We have been referred to only one case in which a court has held that a statute requiring party affiliation for candidates in primary elections is, by implication, a bar to the nomination of a defeated candidate of the other party in the event of a vacancy. That case is Francis v. Sturgill, 174 S. W. 753 (Ky.). It has been qualified or ignored in later cases, see Napier v. Roberts, 189 S. W. 206 (Ky.) and Broughton v. Pursifull, 53 S. W. 2d 200 (Ky.). The matter is now controlled by statute. See Mullins v. Jackson, 109 S. W. 2d 387 (Ky.) and Rosenberg v. Queenan, 261 S. W. 2d 617 (Ky.). *83The case of Stevenson v. Gilfert, 100 A. 2d 490 (N. J.), relied on by the appellees, is distinguishable for there the matter was controlled by the express terms of the New Jersey statute. We may note that Chief Justice Vanderbilt and Justice Oliphant dissented. Sadloch v. Allan, 135 A. 2d 173 (N. J.), is to the same effect. On the other hand, there are a host of cases refusing to draw the implication. See Martonick v. Beattie, 117 A. 2d 715 (Pa.); Sutphen v. Enking, 230 Pac. 38 (Ida.); George v. Board of Ballot Com’rs., 90 S. E. 550 (W. Va.); State v. Seibel, 171 S. W. 69 (Mo.); State v. Tipton, 199 P. 2d 463 (Kan.); People v. Smith, 43 N. W. 2d 871 (Mich.) ; In Re Callahan, 93 N. E. 262 (N. Y.); Shaffer v. Jordan, 213 F. 2d 393 (9th cir.).
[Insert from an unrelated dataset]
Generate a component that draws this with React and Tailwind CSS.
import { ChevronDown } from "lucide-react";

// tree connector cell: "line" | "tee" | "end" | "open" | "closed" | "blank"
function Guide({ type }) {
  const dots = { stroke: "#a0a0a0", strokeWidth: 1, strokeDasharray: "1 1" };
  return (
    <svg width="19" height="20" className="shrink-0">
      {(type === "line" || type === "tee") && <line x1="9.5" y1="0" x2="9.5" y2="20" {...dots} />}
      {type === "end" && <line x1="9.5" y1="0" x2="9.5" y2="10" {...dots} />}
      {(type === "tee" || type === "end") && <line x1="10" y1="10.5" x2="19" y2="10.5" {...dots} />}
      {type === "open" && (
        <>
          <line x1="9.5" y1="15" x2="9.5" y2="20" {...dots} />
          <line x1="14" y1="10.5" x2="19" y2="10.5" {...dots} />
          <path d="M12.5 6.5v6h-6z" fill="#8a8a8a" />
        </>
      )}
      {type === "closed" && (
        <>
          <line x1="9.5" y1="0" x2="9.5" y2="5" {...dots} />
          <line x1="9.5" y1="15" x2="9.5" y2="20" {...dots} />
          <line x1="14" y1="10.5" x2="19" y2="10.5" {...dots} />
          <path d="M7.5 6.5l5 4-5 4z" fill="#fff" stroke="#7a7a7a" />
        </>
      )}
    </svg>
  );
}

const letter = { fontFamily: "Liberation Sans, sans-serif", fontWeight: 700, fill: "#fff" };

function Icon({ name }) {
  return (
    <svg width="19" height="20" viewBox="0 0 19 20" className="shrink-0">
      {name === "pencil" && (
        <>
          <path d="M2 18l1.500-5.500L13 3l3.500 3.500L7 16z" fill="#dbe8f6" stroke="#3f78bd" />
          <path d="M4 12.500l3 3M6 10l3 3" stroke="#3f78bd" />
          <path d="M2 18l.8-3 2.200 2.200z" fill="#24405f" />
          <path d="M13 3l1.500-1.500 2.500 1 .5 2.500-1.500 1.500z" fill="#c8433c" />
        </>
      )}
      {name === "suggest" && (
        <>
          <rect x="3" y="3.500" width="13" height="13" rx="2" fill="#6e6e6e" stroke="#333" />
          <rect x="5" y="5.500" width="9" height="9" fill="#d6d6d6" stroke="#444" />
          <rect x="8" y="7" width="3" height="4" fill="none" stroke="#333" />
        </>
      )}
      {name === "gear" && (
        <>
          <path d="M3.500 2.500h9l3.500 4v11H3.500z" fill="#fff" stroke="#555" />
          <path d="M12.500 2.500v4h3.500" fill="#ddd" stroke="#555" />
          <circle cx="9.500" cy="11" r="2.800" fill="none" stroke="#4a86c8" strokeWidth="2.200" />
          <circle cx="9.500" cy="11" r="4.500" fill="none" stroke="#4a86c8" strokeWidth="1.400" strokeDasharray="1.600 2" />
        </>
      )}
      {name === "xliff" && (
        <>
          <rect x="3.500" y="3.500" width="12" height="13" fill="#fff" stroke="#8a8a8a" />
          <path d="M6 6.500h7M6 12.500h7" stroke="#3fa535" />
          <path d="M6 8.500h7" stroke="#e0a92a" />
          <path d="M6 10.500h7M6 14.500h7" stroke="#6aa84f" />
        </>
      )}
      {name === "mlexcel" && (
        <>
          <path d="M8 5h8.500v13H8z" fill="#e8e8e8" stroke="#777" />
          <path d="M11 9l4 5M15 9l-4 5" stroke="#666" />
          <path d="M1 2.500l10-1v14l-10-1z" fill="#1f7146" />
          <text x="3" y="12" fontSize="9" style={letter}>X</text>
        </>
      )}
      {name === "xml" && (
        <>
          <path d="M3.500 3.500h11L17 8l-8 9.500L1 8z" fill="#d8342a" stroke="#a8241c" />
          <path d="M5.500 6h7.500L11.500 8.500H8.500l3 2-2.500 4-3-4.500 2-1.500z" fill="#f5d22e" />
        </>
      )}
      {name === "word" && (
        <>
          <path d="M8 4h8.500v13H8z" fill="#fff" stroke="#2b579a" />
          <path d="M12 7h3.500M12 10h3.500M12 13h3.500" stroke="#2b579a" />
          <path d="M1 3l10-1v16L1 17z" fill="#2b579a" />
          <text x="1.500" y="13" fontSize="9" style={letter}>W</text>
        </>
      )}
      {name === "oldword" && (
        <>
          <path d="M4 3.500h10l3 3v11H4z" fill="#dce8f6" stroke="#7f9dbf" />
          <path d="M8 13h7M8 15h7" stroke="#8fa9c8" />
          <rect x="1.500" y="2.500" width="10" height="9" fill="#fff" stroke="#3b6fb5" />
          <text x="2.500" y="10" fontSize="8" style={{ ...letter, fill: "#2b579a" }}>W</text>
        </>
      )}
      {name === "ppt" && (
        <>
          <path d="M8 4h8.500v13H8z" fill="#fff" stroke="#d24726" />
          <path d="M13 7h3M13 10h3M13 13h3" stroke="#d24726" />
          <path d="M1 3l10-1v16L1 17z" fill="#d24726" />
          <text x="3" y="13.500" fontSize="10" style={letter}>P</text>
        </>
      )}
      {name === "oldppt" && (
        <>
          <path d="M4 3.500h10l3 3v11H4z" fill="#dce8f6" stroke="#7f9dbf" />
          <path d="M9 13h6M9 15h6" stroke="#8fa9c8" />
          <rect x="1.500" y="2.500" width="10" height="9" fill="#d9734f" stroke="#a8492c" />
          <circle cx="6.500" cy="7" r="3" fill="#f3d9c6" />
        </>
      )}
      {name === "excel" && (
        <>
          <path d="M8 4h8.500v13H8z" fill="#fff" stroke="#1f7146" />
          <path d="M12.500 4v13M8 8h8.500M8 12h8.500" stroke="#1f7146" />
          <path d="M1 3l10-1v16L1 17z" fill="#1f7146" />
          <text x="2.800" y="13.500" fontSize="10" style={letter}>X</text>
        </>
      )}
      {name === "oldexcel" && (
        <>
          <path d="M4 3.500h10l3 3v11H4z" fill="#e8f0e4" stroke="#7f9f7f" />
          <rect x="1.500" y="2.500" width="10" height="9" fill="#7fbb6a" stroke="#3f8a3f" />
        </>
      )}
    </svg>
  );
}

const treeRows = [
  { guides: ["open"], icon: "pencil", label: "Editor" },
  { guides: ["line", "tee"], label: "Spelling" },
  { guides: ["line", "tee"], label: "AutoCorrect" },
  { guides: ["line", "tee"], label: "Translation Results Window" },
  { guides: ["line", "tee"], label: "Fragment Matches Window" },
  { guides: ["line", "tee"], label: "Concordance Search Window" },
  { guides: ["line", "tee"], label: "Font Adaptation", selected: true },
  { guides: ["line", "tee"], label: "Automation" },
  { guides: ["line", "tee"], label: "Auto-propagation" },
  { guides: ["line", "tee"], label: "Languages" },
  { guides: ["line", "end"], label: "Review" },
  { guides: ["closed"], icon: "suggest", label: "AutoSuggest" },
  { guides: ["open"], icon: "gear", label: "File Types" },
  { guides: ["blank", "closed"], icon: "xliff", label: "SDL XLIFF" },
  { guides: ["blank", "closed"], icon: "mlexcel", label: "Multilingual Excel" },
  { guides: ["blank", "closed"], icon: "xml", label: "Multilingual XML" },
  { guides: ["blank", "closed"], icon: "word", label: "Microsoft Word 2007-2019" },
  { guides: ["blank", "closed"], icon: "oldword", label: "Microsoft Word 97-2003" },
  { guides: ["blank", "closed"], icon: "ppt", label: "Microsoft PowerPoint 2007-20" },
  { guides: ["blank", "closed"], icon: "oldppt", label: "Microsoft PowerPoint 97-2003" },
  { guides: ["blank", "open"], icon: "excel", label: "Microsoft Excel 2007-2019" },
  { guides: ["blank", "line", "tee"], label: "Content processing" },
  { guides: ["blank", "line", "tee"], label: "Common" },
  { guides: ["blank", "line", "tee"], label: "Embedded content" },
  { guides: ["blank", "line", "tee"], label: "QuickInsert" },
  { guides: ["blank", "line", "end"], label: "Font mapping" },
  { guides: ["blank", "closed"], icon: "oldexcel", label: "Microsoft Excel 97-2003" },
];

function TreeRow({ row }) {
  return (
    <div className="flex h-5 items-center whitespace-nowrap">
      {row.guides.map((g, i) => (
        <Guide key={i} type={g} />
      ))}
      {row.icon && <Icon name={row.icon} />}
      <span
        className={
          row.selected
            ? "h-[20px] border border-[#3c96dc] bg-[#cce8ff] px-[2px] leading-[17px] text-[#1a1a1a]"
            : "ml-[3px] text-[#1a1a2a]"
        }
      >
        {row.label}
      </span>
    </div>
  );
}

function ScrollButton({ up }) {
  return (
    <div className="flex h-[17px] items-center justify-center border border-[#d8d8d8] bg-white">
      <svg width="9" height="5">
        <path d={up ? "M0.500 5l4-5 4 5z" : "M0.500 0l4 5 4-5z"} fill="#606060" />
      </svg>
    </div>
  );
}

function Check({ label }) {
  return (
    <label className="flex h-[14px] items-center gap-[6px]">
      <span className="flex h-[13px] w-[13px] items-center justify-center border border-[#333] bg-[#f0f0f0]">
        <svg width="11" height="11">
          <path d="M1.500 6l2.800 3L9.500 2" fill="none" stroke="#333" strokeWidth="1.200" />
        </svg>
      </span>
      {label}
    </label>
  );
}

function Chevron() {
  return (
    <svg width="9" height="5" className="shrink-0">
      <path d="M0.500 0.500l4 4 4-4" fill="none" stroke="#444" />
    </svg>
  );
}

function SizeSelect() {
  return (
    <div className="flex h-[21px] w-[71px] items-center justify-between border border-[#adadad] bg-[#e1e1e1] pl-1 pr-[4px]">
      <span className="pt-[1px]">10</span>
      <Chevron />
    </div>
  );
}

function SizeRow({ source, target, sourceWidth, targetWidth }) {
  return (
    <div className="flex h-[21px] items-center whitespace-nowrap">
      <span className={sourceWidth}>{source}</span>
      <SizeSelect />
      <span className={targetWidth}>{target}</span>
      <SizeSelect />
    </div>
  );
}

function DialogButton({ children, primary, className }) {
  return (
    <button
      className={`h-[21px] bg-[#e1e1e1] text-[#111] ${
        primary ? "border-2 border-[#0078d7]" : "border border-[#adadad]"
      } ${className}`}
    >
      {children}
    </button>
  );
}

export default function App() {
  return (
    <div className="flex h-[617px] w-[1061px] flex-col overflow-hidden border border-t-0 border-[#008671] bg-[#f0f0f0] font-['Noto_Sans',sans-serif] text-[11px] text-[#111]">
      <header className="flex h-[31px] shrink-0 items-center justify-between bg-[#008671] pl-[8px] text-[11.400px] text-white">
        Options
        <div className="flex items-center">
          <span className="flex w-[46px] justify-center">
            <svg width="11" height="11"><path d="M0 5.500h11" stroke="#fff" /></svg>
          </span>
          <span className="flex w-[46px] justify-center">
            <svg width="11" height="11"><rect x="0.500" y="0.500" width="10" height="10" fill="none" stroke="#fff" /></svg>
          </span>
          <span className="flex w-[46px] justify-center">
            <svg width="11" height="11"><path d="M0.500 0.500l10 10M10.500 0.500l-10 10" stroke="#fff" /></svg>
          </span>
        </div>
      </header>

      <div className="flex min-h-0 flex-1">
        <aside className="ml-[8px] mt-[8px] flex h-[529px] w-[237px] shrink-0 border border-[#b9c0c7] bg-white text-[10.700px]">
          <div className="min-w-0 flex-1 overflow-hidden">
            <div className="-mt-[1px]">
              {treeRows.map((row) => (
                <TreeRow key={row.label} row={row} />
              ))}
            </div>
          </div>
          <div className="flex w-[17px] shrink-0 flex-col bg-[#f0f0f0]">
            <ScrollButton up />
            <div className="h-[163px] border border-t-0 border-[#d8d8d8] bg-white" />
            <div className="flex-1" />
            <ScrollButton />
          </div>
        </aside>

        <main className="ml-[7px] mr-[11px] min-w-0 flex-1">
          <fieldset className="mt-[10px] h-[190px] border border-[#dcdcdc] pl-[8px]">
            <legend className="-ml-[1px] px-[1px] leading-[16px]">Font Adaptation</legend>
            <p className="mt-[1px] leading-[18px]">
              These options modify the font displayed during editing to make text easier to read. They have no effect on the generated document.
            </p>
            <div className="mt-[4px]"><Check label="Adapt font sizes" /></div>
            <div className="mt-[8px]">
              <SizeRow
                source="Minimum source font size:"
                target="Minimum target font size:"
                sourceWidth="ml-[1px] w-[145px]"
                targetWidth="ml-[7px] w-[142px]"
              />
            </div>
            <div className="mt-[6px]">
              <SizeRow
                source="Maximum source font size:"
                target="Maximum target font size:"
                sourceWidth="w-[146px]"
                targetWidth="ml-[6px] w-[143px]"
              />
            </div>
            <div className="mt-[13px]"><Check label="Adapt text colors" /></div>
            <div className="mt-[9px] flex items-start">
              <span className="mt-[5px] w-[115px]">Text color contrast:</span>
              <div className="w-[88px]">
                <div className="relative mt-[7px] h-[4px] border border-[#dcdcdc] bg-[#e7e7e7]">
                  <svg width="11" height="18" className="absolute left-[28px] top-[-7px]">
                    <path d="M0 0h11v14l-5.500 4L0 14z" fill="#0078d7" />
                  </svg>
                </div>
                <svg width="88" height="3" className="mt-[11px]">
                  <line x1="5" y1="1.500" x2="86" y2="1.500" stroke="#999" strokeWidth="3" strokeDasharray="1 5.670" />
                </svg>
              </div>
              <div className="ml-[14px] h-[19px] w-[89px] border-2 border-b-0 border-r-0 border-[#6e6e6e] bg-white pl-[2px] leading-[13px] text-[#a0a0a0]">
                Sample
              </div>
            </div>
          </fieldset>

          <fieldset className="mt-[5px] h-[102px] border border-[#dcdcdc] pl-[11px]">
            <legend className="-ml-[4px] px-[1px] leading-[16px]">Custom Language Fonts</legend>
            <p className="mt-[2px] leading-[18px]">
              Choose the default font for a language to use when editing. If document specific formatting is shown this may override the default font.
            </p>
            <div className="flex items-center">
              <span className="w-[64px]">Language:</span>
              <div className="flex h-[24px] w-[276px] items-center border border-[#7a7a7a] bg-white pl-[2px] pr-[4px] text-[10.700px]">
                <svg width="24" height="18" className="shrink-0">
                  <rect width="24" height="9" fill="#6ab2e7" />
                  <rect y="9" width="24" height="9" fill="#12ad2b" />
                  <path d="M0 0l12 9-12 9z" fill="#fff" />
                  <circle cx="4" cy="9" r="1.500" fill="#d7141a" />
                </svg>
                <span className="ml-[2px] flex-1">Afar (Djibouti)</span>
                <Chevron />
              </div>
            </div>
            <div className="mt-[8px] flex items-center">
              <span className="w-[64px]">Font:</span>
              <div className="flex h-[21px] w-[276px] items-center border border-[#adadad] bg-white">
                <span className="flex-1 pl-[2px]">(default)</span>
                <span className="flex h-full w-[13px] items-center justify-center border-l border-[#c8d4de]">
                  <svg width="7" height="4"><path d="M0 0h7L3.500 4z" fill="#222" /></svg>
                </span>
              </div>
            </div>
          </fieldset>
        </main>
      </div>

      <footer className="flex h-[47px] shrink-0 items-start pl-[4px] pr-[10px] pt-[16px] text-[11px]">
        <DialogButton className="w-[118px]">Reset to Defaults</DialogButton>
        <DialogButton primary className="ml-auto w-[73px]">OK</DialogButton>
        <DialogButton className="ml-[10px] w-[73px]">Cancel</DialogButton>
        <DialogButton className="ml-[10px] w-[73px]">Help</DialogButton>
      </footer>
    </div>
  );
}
Fundamentally, the appellees’ contention, like the reasoning of the Kentucky Court in the Sturgill case, is based on the argument that it is repugnant to public policy to allow a switch of party allegiance after the battle lines are drawn. The argument, we think, confuses party policy with public policy. The latter may well be best served by permitting the widest latitude of selection. The appellees seem to concede that Mr. Pressman would not have been ineligible as a write-in candidate. In any event, we think the wisdom or expediency of the matter is for the legislature and not for the Courts.